Il convient cependant d'observer que leur configuration est beaucoup plus favorable que le terrain de M. [S] qui s'il a une superficie relativement étendue (1 751 m²) est étroit et de forme allongée ce dont l'appelant convient puisqu'il a pratiqué un abattement de 50 %.



Il ressort de ces différents éléments que le prix des terrains relativement étendus et constructibles situés en zone UO1 de la commune de [Localité 21] se négocient entre 17,40 euros /m² (non viabilisés) et 144 euros/m² (viabilisés). Le terrain de M. [S], non viabilisé et en raison de sa configuration, se situe en bas de cette fourchette.
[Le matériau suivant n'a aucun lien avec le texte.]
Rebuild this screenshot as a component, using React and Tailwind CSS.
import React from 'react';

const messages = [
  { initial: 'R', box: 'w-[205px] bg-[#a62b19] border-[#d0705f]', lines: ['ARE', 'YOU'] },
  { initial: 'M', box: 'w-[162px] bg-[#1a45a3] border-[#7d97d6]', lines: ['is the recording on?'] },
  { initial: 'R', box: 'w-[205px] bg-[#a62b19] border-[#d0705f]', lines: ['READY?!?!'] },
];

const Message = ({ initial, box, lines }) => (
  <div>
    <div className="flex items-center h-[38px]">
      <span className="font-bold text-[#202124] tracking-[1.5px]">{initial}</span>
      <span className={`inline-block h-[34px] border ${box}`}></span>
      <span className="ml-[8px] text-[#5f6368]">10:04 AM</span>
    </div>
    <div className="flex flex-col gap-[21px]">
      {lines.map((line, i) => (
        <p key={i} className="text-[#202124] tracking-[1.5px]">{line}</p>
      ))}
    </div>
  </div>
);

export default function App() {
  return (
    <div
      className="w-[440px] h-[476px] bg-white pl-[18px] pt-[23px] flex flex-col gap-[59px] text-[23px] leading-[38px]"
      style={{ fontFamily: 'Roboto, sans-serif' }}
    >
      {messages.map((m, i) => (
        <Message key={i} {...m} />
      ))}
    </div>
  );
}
Une valeur de 20 euros/m² sera retenue.



L'indemnité principale d'expropriation sera fixée à la somme de (1 751 * 20) 35 020 euros.



L'indemnité de remploi sera arrêtée, comme d'usage, à la somme de (5' 000 * 0,2 + 10 '000 * 0,15 + 20 020 * 0,1) 4' 502 euros.
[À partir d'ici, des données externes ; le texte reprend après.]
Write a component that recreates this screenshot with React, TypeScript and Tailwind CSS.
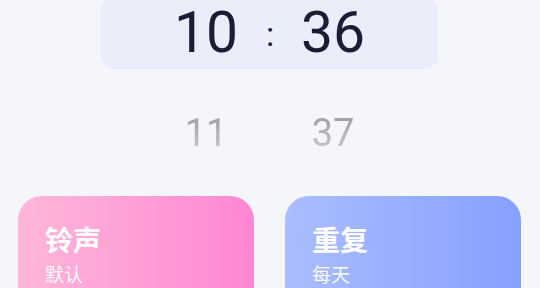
import React from "react";

export default function App() {
  return (
    <div className="w-[540px] h-[288px] overflow-hidden bg-[#f5f6fa] flex flex-col font-['Roboto','Noto_Sans_CJK_SC',sans-serif]">
      {/* selected row */}
      <div className="mt-[-4px] ml-[101px] w-[337px] h-[73px] shrink-0 rounded-[14px] bg-[#ecedfb] flex items-center pl-[55px] text-[#1e1c35]">
        <div className="w-[100px] text-center text-[57px] leading-none font-['Roboto',sans-serif]">10</div>
        <div className="w-[28px] text-center text-[34px] leading-none font-['Roboto',sans-serif] pt-[3px]">:</div>
        <div className="w-[98px] text-center text-[57px] leading-none font-['Roboto',sans-serif]">36</div>
      </div>
      {/* next row */}
      <div className="mt-[27px] ml-[101px] w-[337px] h-[73px] shrink-0 flex items-center pl-[55px]">
        <div className="w-[100px] text-center text-[38px] leading-none font-['Roboto',sans-serif] bg-gradient-to-b from-[#9c9ca2] to-[#c9c9cd] bg-clip-text text-transparent">11</div>
        <div className="w-[28px]" />
        <div className="w-[98px] text-center text-[38px] leading-none font-['Roboto',sans-serif] bg-gradient-to-b from-[#9c9ca2] to-[#c9c9cd] bg-clip-text text-transparent">37</div>
      </div>
      {/* cards */}
      <div className="mt-[27px] px-[18px] flex gap-[31px] shrink-0">
        <div className="w-[236px] h-[120px] rounded-[24px] bg-gradient-to-r from-[#ffb6d9] to-[#ff86d3] pl-[27px] pt-[29px] text-white">
          <div className="text-[28px] leading-none font-bold font-['Noto_Sans_CJK_SC',sans-serif]">铃声</div>
          <div className="mt-[11px] text-[19px] leading-none text-white/95 font-['Noto_Sans_CJK_SC',sans-serif]">默认</div>
        </div>
        <div className="w-[236px] h-[120px] rounded-[24px] bg-gradient-to-r from-[#abbdff] to-[#86a0ff] pl-[27px] pt-[29px] text-white">
          <div className="text-[28px] leading-none font-bold font-['Noto_Sans_CJK_SC',sans-serif]">重复</div>
          <div className="mt-[11px] text-[19px] leading-none text-white/95 font-['Noto_Sans_CJK_SC',sans-serif]">每天</div>
        </div>
      </div>
    </div>
  );
}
Le jugement de première instance sera infirmé en toutes ses dispositions, frais irrépétibles compris.



La société OCDL Locosa, partie succombante, supportera la charge des dépens et devra verser à son adversaire une somme de 4' 000'euros pour les frais exposés en première instance et en appel.





PAR CES MOTIFS':



Statuant par arrêt rendu publiquement et réputé contradictoirement,



Rejette la demande de communication des plans des réseaux.



Infirme en toutes ses dispositions le jugement du juge de l'expropriation du département d'Ille et Vilaine et date du 6 mars 2023.



Statuant à nouveau,



Fixe ainsi qu'il suit les indemnités d'expropriation de la parcelle sise à [Localité 21], cadastrée section AL n° [Cadastre 7] dues par la société OCDL Locosa à M. [Y] [S]' :

- indemnité principale' : 35' 020'euros,

- indemnité de remploi ': 4' 502 euros.



Condamne la société OCDL Locosa aux dépens de première instance et d'appel.



Autorise Me Le Dantec à recouvrer directement contre elle ceux des dépens dont elle aurait pu faire l'avance sans avoir reçu provision.



Condamne la société OCDL Locosa à verser à M. [Y] [S] une somme de 4' 000'euros sur le fondement des dispositions de l'article 700 du code de procédure civile.